The studio has somewhat perfected the art of low-to-mid-range budget shlocky horror nonsense and in many cases even found a way to make a ton of profit off of it. The original Paranormal Activity was shot on a film budget roughly equivalent to a Snickers bar and made nearly $200 million at the box office. Meanwhile Blumhouse succeeded where Universal and that hack fraud Alex Kurtzman failed. While The Mummy was a $200 million failure that lost the studio likely around $100 million and single-handedly tanked the Universal Monsterverse, Blumhouse rebooted the series with The Invisible Man and on a budget of $7 million made over $140 million in sales.

Bingo Hell is one of those films where you know from the title how much tolerance you have for the premise. Directed by Gigi Saul Guerrero, Bingo Hell is a movie about an evil bingo game that preys on the greed and desires of the people who play in it. The main characters are Lupita (Adriana Barraza, aka the maid lady from Rambo: Old Blood) and Dolores (L. Scott Caldwell, aka Poole from the Harrison Ford flick The Fugitive) as two old ladies who become suspicious when the bingo hall is taken over by new management. The new owner Mr. Big is played by Richard Brake, aka The Chemist in the Nicolas Cage led Mandy. Mr. Big is promising big money to whoever wins his bingo game, but every victory has a price.

The problem is that the winners are turning up dead in rather gruesome incidents. Lupita and Dolores have their own problems, as Lupita sees her old neighborhood being gentrified, and Dolores deals with her troubled live-in daughter-in-law (Kelly Murtagh) and grandson (Joshua Caleb Johnson) who can’t stop fighting. Also her grandson is a dirty dirty thief boy. Lupita and Dolores are the only ones who can free their town from the evil Mr. Big and learn a lesson about community in the process.

As with many Blumhouse films of this style, it feels like the writers have a dartboard covered with nouns to fill their pitch of “it’s a movie about an evil ____”. Then they sprinkle pcp on a doobie and light up.

Only Blumhouse and a few other studios would be willing to cast actors of a certain age in leading roles of an action film, let alone showcase those characters suffering horrendous deaths. If Bingo Hell gets one thing right it’s the absolutely disgusting ways that characters die in this film. My favorite is a character graphically ripping her own skin off while laughing gleefully.
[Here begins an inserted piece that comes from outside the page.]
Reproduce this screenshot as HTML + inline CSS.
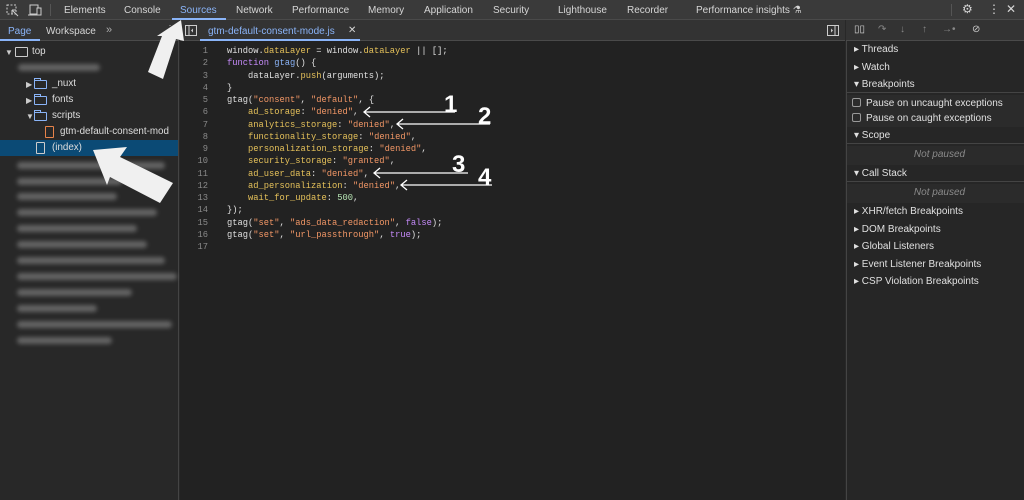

In second place I’d put the casting, especially Richard Brake as the charismatic villain whom the audience should immediately recognize as the slimy greaseball he is. I think most people have had that outsider position watching someone get conned and wondering why they’re falling for it, and that’s basically the audience’s job here.

Where Bingo Hell gets it wrong lies in the social commentary. I mentioned in my review of Candyman that the film fell short with characters mumbling the word gentrification from time to time. Compared to Bingo Hell’s comments on gentrification, Candyman looks like a masterpiece of literary genius. Guerrero loves Snorricam shots, and uses them to bad effect, as well as pitched angled shots.

What Bingo Hell isn’t is a horror film, as that would imply an attempt at trying to scare the viewer. Its greatest sin is that it’s just boring. You could have cut Bingo Hell into a standard television episode length show and lost nothing of value. Simply put, barely anything of interest happens over much of the 90 minute run time. The actual fight doesn’t happen until the final seven minutes of the movie and there isn’t even a decent buildup. The deaths are great though, as the film cuts between the victim’s fantasy world and reality and you see the Budweiser they’re chugging is actually motor oil.

When Blumhouse gets serious they make some good movies. Halloween, Us, hell even The Purge flicks. This is not one of those films. Unfortunately Bingo Hell rides in that bad middle point where it’s not serious enough to be a horror movie or a good Blumhouse flick, while not being witty or cleverly written enough to be a shlocky grindhouse style film. What it is mostly is a waste of an hour and a half.

If you’re going to watch a cheap “horror” flick, there are so many better options.